Ses diverses expositions dans de nombreux centres américains ont fait apprécier son talent de dessinateur et d'aquarelliste…"

Dorothy Adlow, The Christian Science Monitor, 15 February 1939:

"That Miss Jones has human interest we have no doubt, for she indicates it warmly in her potraiture."

… While in Paris, she was imbued with the qualities which the Impressionists sought to achieve through painting with broad brushwork, in summary patches of color which catch the effect of sunlight upon surfaces. Miss Jones is an Impressionist without the strict methods of divided color…"
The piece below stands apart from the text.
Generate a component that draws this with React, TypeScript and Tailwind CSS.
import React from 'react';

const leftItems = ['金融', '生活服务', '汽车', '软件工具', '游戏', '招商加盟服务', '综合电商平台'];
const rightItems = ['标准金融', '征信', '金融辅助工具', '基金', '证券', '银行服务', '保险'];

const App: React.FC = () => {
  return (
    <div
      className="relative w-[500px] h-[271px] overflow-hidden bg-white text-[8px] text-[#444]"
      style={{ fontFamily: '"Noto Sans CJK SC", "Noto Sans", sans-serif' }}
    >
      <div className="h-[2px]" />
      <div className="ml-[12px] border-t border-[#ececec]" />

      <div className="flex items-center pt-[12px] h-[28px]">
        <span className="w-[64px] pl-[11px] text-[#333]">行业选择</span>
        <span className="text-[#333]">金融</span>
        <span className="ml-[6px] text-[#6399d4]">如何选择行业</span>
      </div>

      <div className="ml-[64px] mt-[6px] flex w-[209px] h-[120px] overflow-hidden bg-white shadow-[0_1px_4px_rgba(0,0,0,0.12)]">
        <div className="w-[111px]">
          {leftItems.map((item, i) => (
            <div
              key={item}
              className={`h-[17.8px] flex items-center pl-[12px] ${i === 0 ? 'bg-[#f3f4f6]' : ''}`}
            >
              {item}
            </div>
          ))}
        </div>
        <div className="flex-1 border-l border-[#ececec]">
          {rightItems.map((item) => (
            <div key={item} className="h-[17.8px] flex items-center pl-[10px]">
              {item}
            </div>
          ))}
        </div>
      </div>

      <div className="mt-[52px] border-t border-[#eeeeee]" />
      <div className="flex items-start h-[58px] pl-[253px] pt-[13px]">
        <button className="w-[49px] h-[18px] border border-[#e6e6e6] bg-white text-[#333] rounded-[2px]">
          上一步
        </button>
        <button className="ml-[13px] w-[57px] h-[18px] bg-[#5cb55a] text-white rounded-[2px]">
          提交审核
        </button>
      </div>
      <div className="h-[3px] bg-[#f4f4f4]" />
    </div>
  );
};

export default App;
Particularly discerning judgement is reflected by the words of James W. Lane, curator of painting in the National Gallery of Art:

God’s gift to Lois Jones is a beautiful sense of color. Like a singer who always sings true, this well-trained painter--and she has studied under Philip Hale, Jonas Lie, and the académie Julian--shows true color harmony in her oils. But that is not God’s only gift: He has given her a sense of structure and design (which she uses in her textile patterns) that carries the color to victory, for unorganized color alone could possibly not do the trick. Her work, from her earliest still-lifes and her prize-winning portrait French Mother, has, one sees, been responsive to light and the joyousness of light, but where the fine cityscapes of her Paris period were charming and grey, the landscapes, the portraits, and the still-lifes from Martha’s Vignard are clarion and colorful. It is all in the best sense of the word, happy art."

The Times Herald, 2 November 1940:

"First honors go to Lois M. Jones… The winning painting was entitled French Mother and was an appealing portrait of a French woman with her child." (The 6th Annual Metropolitan State Art Contest, National Museum of Art, November 1940.)
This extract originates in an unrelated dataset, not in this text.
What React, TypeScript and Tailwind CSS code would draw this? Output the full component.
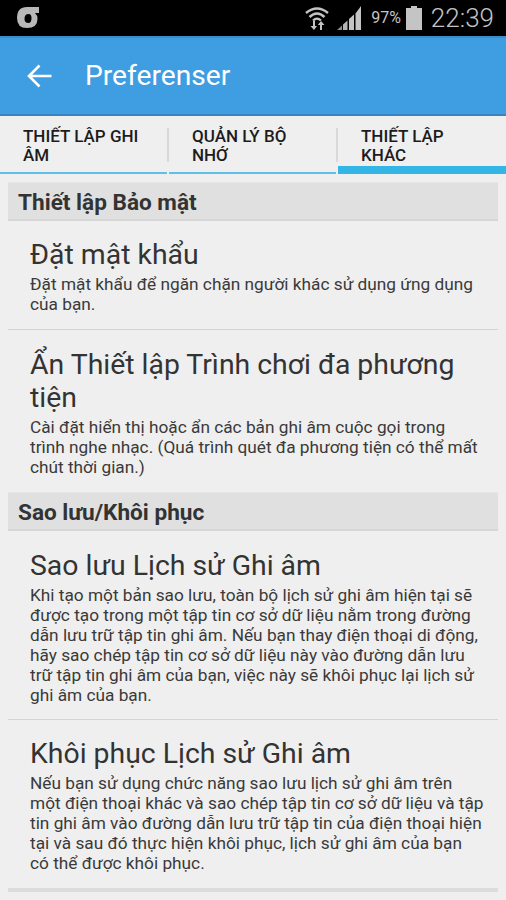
const font = { fontFamily: "Roboto, sans-serif" };

const SectionHeader = ({ title }: { title: string }) => (
  <div className="mx-[8px] h-[39px] pl-[10px] pt-[3px] flex items-center bg-[#e0e0e0] border-t border-[#e6e6e6] border-b-2 border-b-[#d6d6d6] text-[22.6px] font-bold text-[#333333]">
    {title}
  </div>
);

const PrefRow = ({ title, desc, className }: { title: string; desc: string; className: string }) => (
  <div className={`mx-[8px] pl-[22px] pr-[14px] ${className}`}>
    <div className="text-[28.4px] leading-[33px] mb-[3px] text-[#333333]">{title}</div>
    <div className="text-[17.25px] leading-[20px] text-[#3a3a3a]">{desc}</div>
  </div>
);

const Tab = ({ label, active, divider, className }: { label: string; active?: boolean; divider?: boolean; className: string }) => (
  <div className={`relative h-[56px] pl-[23px] pr-[20px] pt-[9px] text-[17px] leading-[19px] font-medium text-[#1c1c1c] ${className} ${active ? "border-b-[8px] border-[#33b5e5]" : "border-b-[2px] border-[#5cc0e8]"}`}>
    {label}
    {divider && <div className="absolute right-[-2px] top-[10px] h-[34px] w-[2px] bg-[#d9d9d9]" />}
  </div>
);

export default function App() {
  return (
    <div className="w-[506px] h-[900px] overflow-hidden bg-[#efefef]" style={font}>
      {/* status bar */}
      <div className="h-[36px] bg-black flex items-center pl-[17px] pr-[12px] text-[#bdbdbd]">
        <svg width="23" height="22" viewBox="0 0 23 22">
          <path d="M0 11 Q0 0 10 0 H22 V6 H18 Q20.5 8 20.5 12 Q20.5 21 10 21 Q0 21 0 11 Z M11.5 7 Q7.5 7 7.5 12 Q7.5 16 11.5 16 Q14.5 16 14.5 11 Q14.5 7 11.5 7 Z" fill="#b8b8b8" fillRule="evenodd" />
        </svg>
        <div className="flex-1" />
        <svg width="24" height="26" viewBox="0 0 24 26" className="mr-[8px] mt-[-2px]">
          <path d="M1 9 Q12 0 23 9" stroke="#c4c4c4" strokeWidth="2.4" fill="none" />
          <path d="M4.5 13 Q12 6 19.5 13" stroke="#c4c4c4" strokeWidth="2.4" fill="none" />
          <path d="M8 16.5 Q12 12.5 16 16.5" stroke="#c4c4c4" strokeWidth="2.2" fill="none" />
          <path d="M8 17 V22 H5.5 L9 26 L12 22 H10 V17 Z M15 26 V21 H12.8 L16 17 L19.5 21 H17 V26 Z" fill="#c4c4c4" />
        </svg>
        <svg width="24" height="24" viewBox="0 0 24 24" className="mr-[10px]">
          <path d="M0 24 L5 19.5 V24 Z" fill="#8c8c8c" />
          <path d="M6 18.5 L10.5 14.5 V24 H6 Z" fill="#b4b4b4" />
          <path d="M12 13 L17 8.5 V24 H12 Z" fill="#c4c4c4" />
          <path d="M18.5 7.5 L24 0 V24 H18.5 Z" fill="#c4c4c4" />
        </svg>
        <span className="text-[16px] text-[#c4c4c4] mr-[5px]">97%</span>
        <svg width="16" height="24" viewBox="0 0 16 24" className="mr-[9px]">
          <path d="M5 0 H11 V2 H16 V24 H0 V2 H5 Z" fill="#c4c4c4" />
        </svg>
        <span className="text-[26px] font-light text-[#c4c4c4]">22:39</span>
      </div>

      {/* app bar */}
      <div className="h-[80px] bg-[#3f9de1] border-t-2 border-t-[#3b8cca] border-b-2 border-[#3b83bd] flex items-center text-white">
        <svg width="25" height="24" viewBox="0 0 25 24" className="ml-[27px]" fill="none" stroke="#ffffff" strokeWidth="2.6">
          <path d="M2 12 H24.5 M12.5 1.5 L2 12 L12.5 22.5" />
        </svg>
        <span className="ml-[33px] text-[28.2px]">Preferenser</span>
      </div>

      {/* tabs */}
      <div className="flex gap-[2px] pt-[2px]">
        <Tab label="THIẾT LẬP GHI ÂM" divider className="w-[167px]" />
        <Tab label="QUẢN LÝ BỘ NHỚ" divider className="w-[167px]" />
        <Tab label="THIẾT LẬP KHÁC" active className="flex-1" />
      </div>

      <div className="pt-[8px]">
        <SectionHeader title="Thiết lập Bảo mật" />
        <PrefRow title="Đặt mật khẩu" desc="Đặt mật khẩu để ngăn chặn người khác sử dụng ứng dụng của bạn." className="pt-[17px] pb-[15px] border-b border-[#d4d4d4]" />
        <PrefRow title="Ẩn Thiết lập Trình chơi đa phương tiện" desc="Cài đặt hiển thị hoặc ẩn các bản ghi âm cuộc gọi trong trình nghe nhạc. (Quá trình quét đa phương tiện có thể mất chút thời gian.)" className="pt-[18px] pb-[15px]" />
        <SectionHeader title="Sao lưu/Khôi phục" />
        <PrefRow title="Sao lưu Lịch sử Ghi âm" desc="Khi tạo một bản sao lưu, toàn bộ lịch sử ghi âm hiện tại sẽ được tạo trong một tập tin cơ sở dữ liệu nằm trong đường dẫn lưu trữ tập tin ghi âm. Nếu bạn thay điện thoại di động, hãy sao chép tập tin cơ sở dữ liệu này vào đường dẫn lưu trữ tập tin ghi âm của bạn, việc này sẽ khôi phục lại lịch sử ghi âm của bạn." className="pt-[18px] pb-[14px] border-b border-[#d4d4d4]" />
        <PrefRow title="Khôi phục Lịch sử Ghi âm" desc="Nếu bạn sử dụng chức năng sao lưu lịch sử ghi âm trên một điện thoại khác và sao chép tập tin cơ sở dữ liệu và tập tin ghi âm vào đường dẫn lưu trữ tập tin của điện thoại hiện tại và sau đó thực hiện khôi phục, lịch sử ghi âm của bạn có thể được khôi phục." className="pt-[17px] pb-[15px]" />
        <div className="mx-[8px] h-[4px] bg-[#dcdcdc]" />
      </div>
    </div>
  );
}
A.D. Emmart, The Sunday Sun (Baltimore), 21 May 1944:

"Lois M. Jones’ unrehtorical Mob Victim… There is a union of delicacy of perception and interpretation with a highly effective but disciplined sense of dramatic values."

Florence Bergman, The Sunday Star, 25 June 1944:

"Mob Victim, by Lois Mailou Jones of Howard University’s Art Department, one of the best figure paintings in the show, is tragic in its implications." (Solo exhibition at Vose Art Gallery, Boston, MA.)
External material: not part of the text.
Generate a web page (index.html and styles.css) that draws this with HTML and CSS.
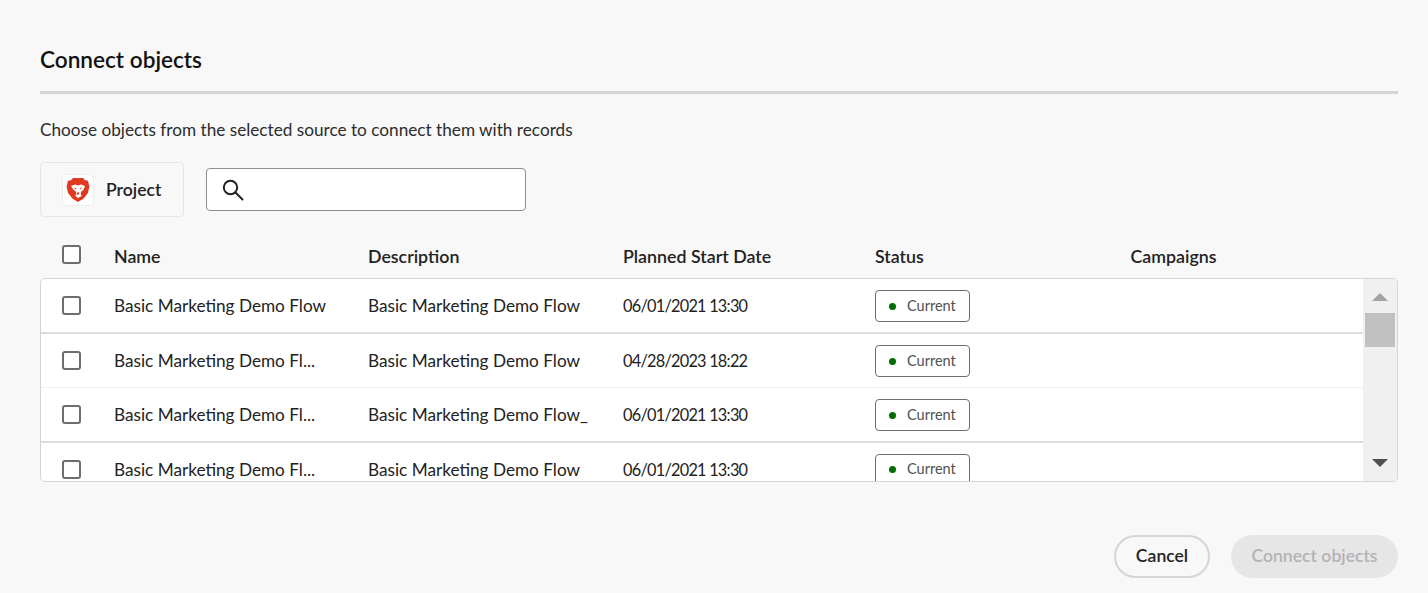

Cédric Dover (Galerie internationale), February 1961:

"They (Jones’ paintings) are the work of a confident artist, widely experienced and securely trained at Boston, Washington, New York and Paris, but they are also the work of a truly lovely Person with an urging love of life which goes beyond people and places to all living things.

It is this embracing love, charged with tenderly revealing power, that makes Lois Mailou Jones a painter of such exceptional and evocative quality. It gives her the humanistic depths so evident in her freedom from individualistic pretentions, her responsive mastery of colour, her controlled feeling for warmth and symbolism in design, her lively expression of light--and no one can paint the magic of light unless, in Sir Kenneth Clark’s perceptive phrase, it is an ‘expression of love’."

This love begins with her proud and sensitive concern for her own people. Among her many pictures of the American Negro scene, we see it, for example in the early genre portrait of Jennie, which I had the privilege of reproducing in American Negro Art. More than a ‘message,’ it is a complete visual statement with a quiet yet highly emotionalizing and persisting force."

Overflowing outwards, her love was moved in far directions and communicated what has contained in a surprisingly native way. Indeed her landscapes and genre pictures in France (and the French scene has defeated innumerable foreign artists) are those of a Frenchwoman happily, sometimes sadly, in love with what she sees. They are, as the reproductions in her exquisite Peintures 1937-1951 show, utterly and astonishingly French.

It follows that in Haïti, where French survivals and Négritude are dominant influence, Lois Jones has advantages of vision, personal associations, emotional attachements and artistic background which raise the pictures hung here above the awareness of the visiting artist. They bring the Haïtian scene, with something indefinably more than its charm and colour, its green and blue tropicality, its boats and markets, its gaiety and underlying sorrows, to the walls of this gallery…"

Gilbert Gratiant (Galerie Soulanges, Paris), January 1966:

"The symbols, allegories and mysteries of the Voodoo religion are one of the sources of her inspiration, but the other one and a far more important one in my eyes, is the very working people of haïti, faithfully pictured out within the magnificient environments of the Caribbean Islands as well as throughout the pathos of their every day life.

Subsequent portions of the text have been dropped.